Hayden was one of the first people she matched with. They spoke on the phone for an hour before meeting, and something immediately felt different.

That experiment – turning dating back into something human – became Shortlist.

Shortlist is a curated matchmaking service for commitment-ready singles who are done with the noise. There are no algorithms, no public profiles, no endless swiping. Singles apply through a detailed intake form that explores values, lifestyle, and what they’re genuinely looking for, followed by a one-on-one video call. From there, introductions are curated as blind dates, with feedback after each meeting helping refine future matches.

“It’s not rocket science,” Sophia says. “It’s human.”

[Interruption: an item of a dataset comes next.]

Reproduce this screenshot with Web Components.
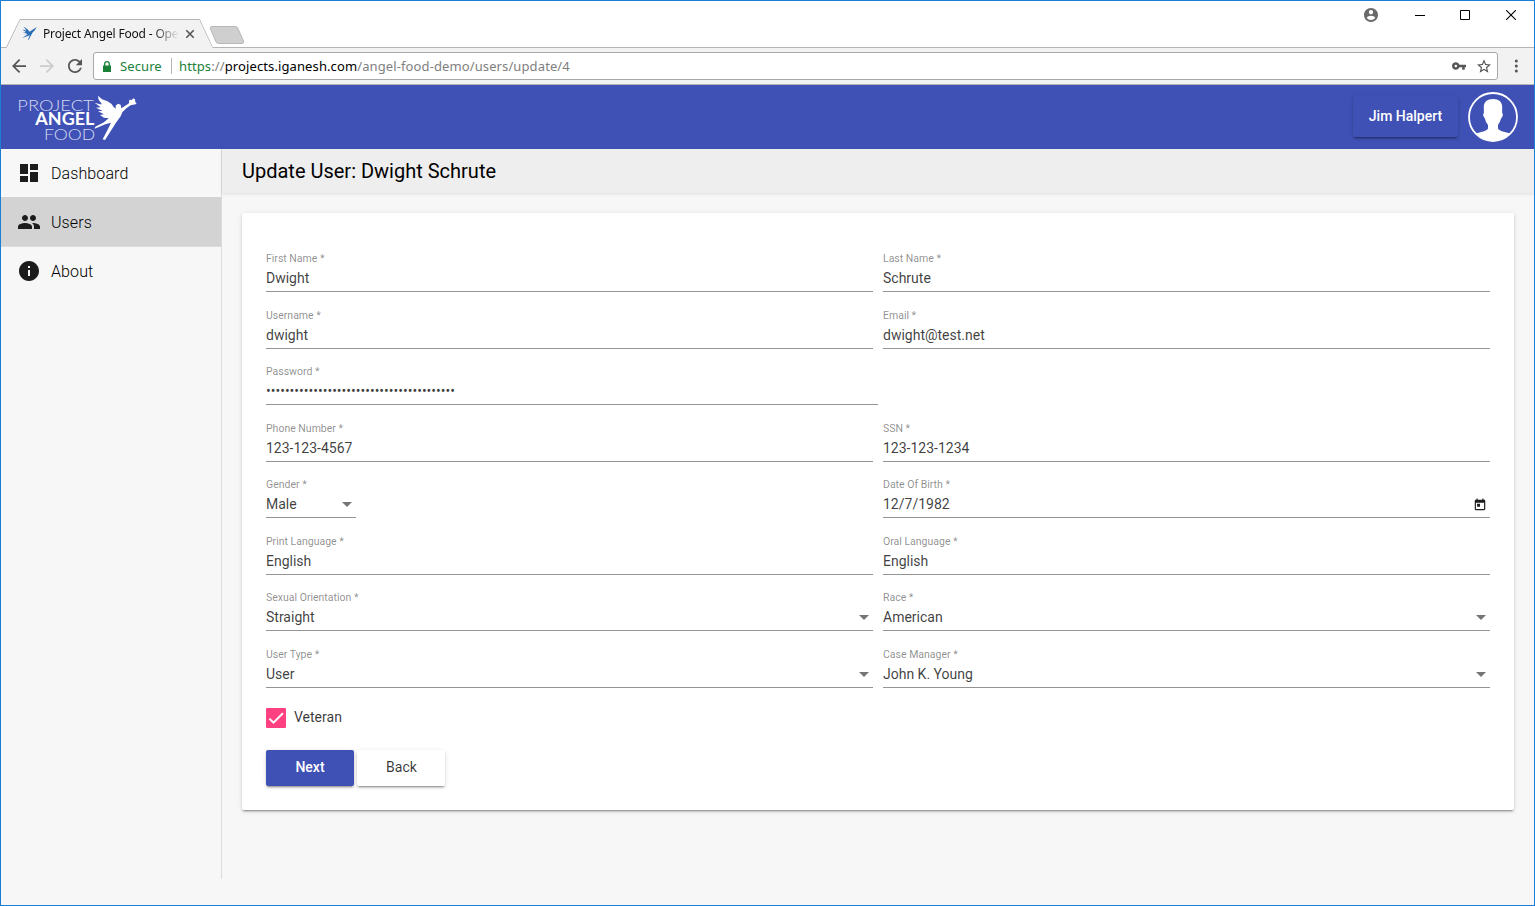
<!DOCTYPE html>
<html lang="en">
<head>
<meta charset="utf-8">
<title>Project Angel Food</title>
<style>
html,body{margin:0;height:100%;overflow:hidden}
body{font-family:Roboto,sans-serif;font-size:14px;color:rgba(0,0,0,.87)}
</style>
</head>
<body>
<app-window>
  <tab-strip slot="chrome"></tab-strip>
  <nav-toolbar slot="chrome"></nav-toolbar>
  <app-header slot="chrome">Jim Halpert</app-header>
  <side-nav slot="side">
    <nav-item icon="dashboard">Dashboard</nav-item>
    <nav-item icon="users" active>Users</nav-item>
    <nav-item icon="about">About</nav-item>
  </side-nav>
  <page-title>Update User: Dwight Schrute</page-title>
  <form-card>
    <form-row><form-field label="First Name *">Dwight</form-field><form-field label="Last Name *">Schrute</form-field></form-row>
    <form-row><form-field label="Username *">dwight</form-field><form-field label="Email *">dwight@test.net</form-field></form-row>
    <form-row><form-field label="Password *" kind="password">••••••••••••••••••••••••••••••••••••••••</form-field></form-row>
    <form-row><form-field label="Phone Number *">123-123-4567</form-field><form-field label="SSN *">123-123-1234</form-field></form-row>
    <form-row><form-field label="Gender *" kind="select" narrow>Male</form-field><form-field label="Date Of Birth *" kind="date">12/7/1982</form-field></form-row>
    <form-row><form-field label="Print Language *">English</form-field><form-field label="Oral Language *">English</form-field></form-row>
    <form-row><form-field label="Sexual Orientation *" kind="select">Straight</form-field><form-field label="Race *" kind="select">American</form-field></form-row>
    <form-row><form-field label="User Type *" kind="select">User</form-field><form-field label="Case Manager *" kind="select">John K. Young</form-field></form-row>
    <check-box>Veteran</check-box>
    <button-row><raised-button primary>Next</raised-button><raised-button>Back</raised-button></button-row>
  </form-card>
</app-window>
<script>
const define = (name, render) => customElements.define(name, class extends HTMLElement {
  constructor() {
    super();
    this.attachShadow({ mode: 'open' });
  }
  connectedCallback() {
    this.shadowRoot.innerHTML = render(this);
  }
});

define('app-window', () => `
<style>
:host{display:flex;flex-direction:column;box-sizing:border-box;height:906px;width:1535px;border:1px solid #1a7fd4;background:#f7f7f7;overflow:hidden}
.chrome{display:flex;flex-direction:column;flex:none}
.body{display:flex;flex:1;min-height:0}
main{flex:1;min-width:0;display:flex;flex-direction:column}
</style>
<div class="chrome"><slot name="chrome"></slot></div>
<div class="body"><slot name="side"></slot><main><slot></slot></main></div>`);

define('tab-strip', () => `
<style>
:host{display:grid;height:47px;background:#fff;font-family:"Noto Sans","Open Sans",sans-serif}
svg.bg,.row{grid-area:1/1}
svg{display:block}
.row{display:flex;align-items:flex-start;height:47px;color:#111}
.fav{margin:25px 0 0 21px}
.title{margin:24px 0 0 6px;width:136px;font-size:12px;line-height:18px;letter-spacing:-.17px;white-space:nowrap;overflow:hidden;-webkit-mask-image:linear-gradient(90deg,#000 110px,transparent 136px)}
.x{margin:28px 0 0 6px}
.sp{flex:1}
.win{display:flex;gap:0;height:28px;align-items:center}
.win svg{margin-right:32px}
</style>
<svg class="bg" width="1533" height="47" viewBox="1 1 1533 47">
<path d="M0 47.5H6.5L20 19.5H199.5L212.5 47.5H1534" fill="none" stroke="#b4b4b4"/>
<path d="M7 48L20.3 20H199.2L212.5 48Z" fill="#f2f2f2"/>
<path d="M211.500 26.500H235.500Q237 26.500 237.700 28L243.500 41Q244 43.500 242 43.500H218.500Q216.700 43.500 216 42L210.300 28.500Q209.800 26.500 211.500 26.500Z" fill="#cfcfcf" stroke="#b8b8b8"/>
</svg>
<div class="row">
<svg class="fav" width="15" height="15" viewBox="0 0 15 15"><path d="M1.500 0.500L5.500 3.200L7.600 5.800L9.300 4.500L11 3.500L14.500 1L13 4L10.600 6.500L9 9.500L6.500 14L6 13.500L7.800 9.300L4.500 10.600L0 12L4 9.600L6 8.300L2.500 8.200L5 7.300L0.800 6L4 6L0 3.500L4.400 4.600Z" fill="#2a6cb5"/></svg>
<div class="title">Project Angel Food - Open</div>
<svg class="x" width="10" height="10" viewBox="0 0 10 10"><path d="M1.300 1.300L8.700 8.700M8.700 1.300L1.300 8.700" stroke="#555" stroke-width="1.600"/></svg>
<div class="sp"></div>
<div class="win">
<svg style="margin-right:37px" width="14" height="14" viewBox="2 2 20 20"><path fill="#6a6a6a" d="M12 2C6.480 2 2 6.480 2 12s4.480 10 10 10 10-4.480 10-10S17.520 2 12 2zm0 3c1.660 0 3 1.340 3 3s-1.340 3-3 3-3-1.340-3-3 1.340-3 3-3zm0 14.200c-2.500 0-4.710-1.280-6-3.220.03-1.990 4-3.080 6-3.080 1.990 0 5.970 1.090 6 3.080-1.290 1.940-3.500 3.220-6 3.220z"/></svg>
<svg style="margin-right:35px" width="10" height="11" viewBox="0 0 10 11"><path d="M0 5.500H10" stroke="#000"/></svg>
<svg style="margin-right:36px" width="10" height="10" viewBox="0 0 10 10"><path d="M.5.5H9.500V9.500H.5Z" fill="none" stroke="#000"/></svg>
<svg style="margin-right:18px" width="10" height="10" viewBox="0 0 10 10"><path d="M0 0L10 10M10 0L0 10" stroke="#000" stroke-width="1.100"/></svg>
</div></div>`);

define('nav-toolbar', () => `
<style>
:host{display:flex;align-items:center;box-sizing:border-box;height:37px;background:#f2f2f2;border-bottom:1px solid #b4b4b4;font-family:"Noto Sans","Open Sans",sans-serif;font-size:13px}
svg{display:block;flex:none}
.box{box-sizing:border-box;width:1405px;height:28px;border:1px solid #a8a8a8;border-radius:3px;background:#fff;display:flex;align-items:center;margin-left:11px}
.secure{color:#1a8038;margin-left:9px;width:51px;letter-spacing:.1px}
.url{margin-left:7px;color:#808080;white-space:nowrap;flex:1;letter-spacing:.11px}
.bar{width:1px;height:16px;background:#b5b5b5}
.g{color:#1a8038}.k{color:#000}
</style>
<svg style="margin-left:11px" width="14" height="14" viewBox="4 4 16 16"><path fill="#555" d="M20 11H7.830l5.590-5.590L12 4l-8 8 8 8 1.410-1.410L7.830 13H20v-2z"/></svg>
<svg style="margin-left:14px" width="14" height="14" viewBox="4 4 16 16"><path fill="#ccc" d="M12 4l-1.410 1.410L16.170 11H4v2h12.170l-5.580 5.590L12 20l8-8z"/></svg>
<svg style="margin-left:14px" width="14" height="14" viewBox="4 4 16 16"><path fill="#555" d="M17.650 6.350C16.200 4.900 14.210 4 12 4c-4.420 0-7.990 3.580-7.990 8s3.570 8 7.990 8c3.730 0 6.840-2.550 7.730-6h-2.080c-.82 2.330-3.040 4-5.650 4-3.310 0-6-2.690-6-6s2.690-6 6-6c1.660 0 3.140.69 4.220 1.780L13 11h7V4l-2.350 2.350z"/></svg>
<div class="box">
<svg style="margin-left:9px" width="8" height="11" viewBox="0 0 8 11"><path d="M0 4.500H8V11H0Z" fill="#1a8038"/><path d="M1.700 5V3A2.300 2.300 0 0 1 6.300 3V5" fill="none" stroke="#1a8038" stroke-width="1.300"/></svg>
<span class="secure">Secure</span><span class="bar"></span>
<span class="url"><span class="g">https</span>://<span class="k">projects.iganesh.com</span>/angel-food-demo/users/update/4</span>
<svg width="14" height="8" viewBox="1 6 22 12"><path fill="#555" d="M12.650 10C11.830 7.670 9.610 6 7 6c-3.310 0-6 2.690-6 6s2.690 6 6 6c2.610 0 4.830-1.670 5.650-4H17v4h4v-4h2v-4H12.650zM7 14c-1.100 0-2-.9-2-2s.9-2 2-2 2 .9 2 2-.9 2-2 2z"/></svg>
<svg style="margin:0 6px 0 11px" width="14" height="14" viewBox="2 2 20 19"><path fill="#555" d="M22 9.240l-7.190-.62L12 2 9.190 8.630 2 9.240l5.460 4.730L5.820 21 12 17.270 18.180 21l-1.630-7.030L22 9.240zM12 15.400l-3.760 2.270 1-4.280-3.320-2.880 4.380-.38L12 6.100l1.710 4.040 4.380.38-3.320 2.880 1 4.280L12 15.400z"/></svg>
</div>
<svg style="margin-left:16px" width="4" height="14" viewBox="0 0 4 14"><g fill="#555"><circle cx="2.300" cy="2" r="1.500"/><circle cx="2.300" cy="7" r="1.500"/><circle cx="2.300" cy="12" r="1.500"/></g></svg>`);

define('app-header', () => `
<style>
:host{display:flex;align-items:center;height:64px;background:#3f51b5;color:#fff}
.logo{margin-left:17px;margin-top:2px;overflow:visible}
.btn{margin-left:auto;width:105px;height:41px;line-height:40px;margin-right:10px;margin-top:-1px;text-align:center;font-weight:500;border-radius:2px;box-shadow:0 3px 1px -2px rgba(0,0,0,.2),0 2px 2px 0 rgba(0,0,0,.14),0 1px 5px 0 rgba(0,0,0,.12)}
svg{display:block}
.av{margin-right:16px}
</style>
<svg class="logo" width="119.333" height="46" viewBox="54 33 358 138" fill="#fff">
<g font-family="Lato,sans-serif" font-size="49">
<text x="52" y="80" font-weight="300" fill="#d5d9f0" textLength="229" lengthAdjust="spacingAndGlyphs">PROJECT</text>
<text x="106" y="123" font-weight="700" textLength="177" lengthAdjust="spacingAndGlyphs">ANGEL</text>
<text x="132" y="167" font-weight="300" fill="#d5d9f0" textLength="154" lengthAdjust="spacingAndGlyphs">FOOD</text></g>
<path d="M294 35L306 46L321 51L334 59L341 69L347 74L347 65L354 59L362 62L364 73L384 60L387 57L388 47L396 48L399 43L405 46L406 54L410 60L392 64L380 72L367 85L362 97L348 116L315 168L308 166L324 135L333 116L316 121L284 134L286 128L312 115L326 103L312 101L300 93L312 91L294 82L308 81L288 71L302 70L284 56L300 61L306 61L296 47Z"/></svg>
<div class="btn"><slot></slot></div>
<svg class="av" width="50" height="50" viewBox="0 0 50 50"><defs><clipPath id="c"><circle cx="25" cy="25" r="24"/></clipPath></defs><path clip-path="url(#c)" fill="#fff" d="M25 7C31 7 34.500 10 34.200 16C34.200 18 34 20 34.300 21.500C35.500 21.500 34.700 25 33 26.500C32.400 29.500 31 31 30 33V36.500C32 40 39 40 43 42L48 50H2L7 42C11 40 18 40 20 36.500V33C18.500 31 17.600 29.500 17 26.500C15.300 25 14.500 21.500 15.800 21.500C16 20 15.800 18 15.800 16C15.500 10 19 7 25 7Z"/><circle cx="25" cy="25" r="24" fill="none" stroke="#fff" stroke-width="1.800"/></svg>`);

define('side-nav', () => `
<style>:host{display:block;box-sizing:border-box;width:221px;height:730px;border-right:1px solid #dcdcdc}</style><slot></slot>`);

const icons = {
  dashboard: 'M3 13h8V3H3v10zm0 8h8v-6H3v6zm10 0h8V11h-8v10zm0-18v6h8V3h-8z',
  users: 'M16 11c1.660 0 2.990-1.340 2.990-3S17.660 5 16 5c-1.660 0-3 1.340-3 3s1.340 3 3 3zm-8 0c1.660 0 2.990-1.340 2.990-3S9.660 5 8 5C6.340 5 5 6.340 5 8s1.340 3 3 3zm0 2c-2.330 0-7 1.170-7 3.500V19h14v-2.500c0-2.330-4.670-3.500-7-3.500zm8 0c-.29 0-.62.02-.97.05 1.160.84 1.970 1.970 1.970 3.450V19h6v-2.500c0-2.330-4.670-3.500-7-3.500z',
  about: 'M12 2C6.480 2 2 6.480 2 12s4.480 10 10 10 10-4.480 10-10S17.520 2 12 2zm1 15h-2v-6h2v6zm0-8h-2V7h2v2z'
};
define('nav-item', el => `
<style>
:host{display:flex;align-items:center;box-sizing:border-box;height:49px;padding-left:16px;font-size:16px;font-weight:300;letter-spacing:.1px;color:#000;border-bottom:1px solid transparent}
:host([active]){background:#d3d3d3;height:50px;margin-top:-1px;border-bottom-color:#dcdcdc}
:host([active]) svg,:host([active]) span{margin-top:1px}
svg{display:block;margin-right:10px;fill:#1c1c1c}
</style><svg width="24" height="24" viewBox="0 0 24 24"><path d="${icons[el.getAttribute('icon')]}"/></svg><span><slot></slot></span>`);

define('page-title', () => `
<style>:host{display:block;height:44px;line-height:44px;padding-left:20px;font-size:20px;color:#000;background:#eee;box-shadow:0 1px 3px rgba(0,0,0,.1);flex:none}</style><slot></slot>`);

define('form-card', () => `
<style>:host{display:flex;flex-direction:column;box-sizing:border-box;margin:20px 20px 0;height:597px;padding:22.5px 24px 0;background:#fff;border-radius:2px;box-shadow:0 3px 1px -2px rgba(0,0,0,.2),0 2px 2px 0 rgba(0,0,0,.14),0 1px 5px 0 rgba(0,0,0,.12)}</style><slot></slot>`);

define('form-row', () => `
<style>:host{display:grid;grid-template-columns:1fr 1fr;column-gap:10px;height:56.5px;flex:none}</style><slot></slot>`);

const trailing = {
  select: '<svg style="margin-right:4px;margin-top:1px" width="10" height="5" viewBox="0 0 10 5"><path d="M0 0H10L5 5Z" fill="#757575"/></svg>',
  date: '<svg style="margin-right:3px;margin-top:1px" width="14" height="14" viewBox="0 0 24 24"><path fill="#1c1c1c" d="M19 3h-1V1h-2v2H8V1H6v2H5c-1.110 0-1.990.9-1.990 2L3 19c0 1.100.89 2 2 2h14c1.100 0 2-.9 2-2V5c0-1.100-.9-2-2-2zm0 16H5V8h14v11zM7 10h5v5H7z"/></svg>'
};
define('form-field', el => `
<style>
:host{display:flex;flex-direction:column;box-sizing:border-box;height:56.5px;padding-top:17.5px;border-bottom:1px solid #949494}
:host([narrow]){width:90px}
:host([kind=password]){margin-right:-5px}
label{font-size:10.5px;line-height:12px;color:rgba(0,0,0,.46);white-space:nowrap}
.v{display:flex;align-items:center;height:16px;margin-top:5px;color:rgba(0,0,0,.76);white-space:nowrap}
.v span{flex:1}
svg{display:block}
</style><label>${el.getAttribute('label')}</label><div class="v"><span><slot></slot></span>${trailing[el.getAttribute('kind')] || ''}</div>`);

define('check-box', () => `
<style>:host{display:flex;align-items:center;margin-top:20.5px;height:20px;color:rgba(0,0,0,.78)}svg{display:block;margin-right:8px}span{margin-top:-2px}</style>
<svg width="20" height="20" viewBox="0 0 24 24"><rect width="24" height="24" rx="1.500" fill="#ff4081"/><path d="M4.100 12.700L9 17.600L20.300 6.300" fill="none" stroke="#fff" stroke-width="2.400"/></svg><span><slot></slot></span>`);

define('button-row', () => `<style>:host{display:flex;gap:3px;margin-top:22px}</style><slot></slot>`);

define('raised-button', () => `
<style>:host{display:block;box-sizing:border-box;width:88px;height:36px;line-height:35px;padding-left:1px;text-align:center;border-radius:2px;background:#fff;color:rgba(0,0,0,.78);box-shadow:0 3px 1px -2px rgba(0,0,0,.2),0 2px 2px 0 rgba(0,0,0,.14),0 1px 5px 0 rgba(0,0,0,.12)}:host([primary]){padding-left:0;background:#3f51b5;color:#fff;font-weight:500}</style><slot></slot>`);
</script>
</body>
</html>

Shortlist is built on the idea that we don’t need more options – we need more discernment, more accountability, and a little old-school magic. Everyone on the list is vetted and genuinely ready for something real, which changes the energy entirely. “What’s been interesting since launching Shortlist is hearing from single men who feel the same way,” Sophia says. “Questioning if it’s them. It’s made me realise these feelings are universal – modern dating dynamics are exhausting for everyone.”

Why does she believe it will work? Because intentional dating works, Sophia says.

“Shortlist was created to bring back what dating lost – curiosity, spark, and genuine interest. Instead of algorithms, we use intuition. Instead of performance, we prioritise privacy. Instead of volume, we focus on intention.

“Everyone on Shortlist is vetted and commitment-ready – those willing to put their hand up and say, I’m ready for something real, and done with the games.

“Because love shouldn’t feel like another algorithm to hack – it should feel human again.”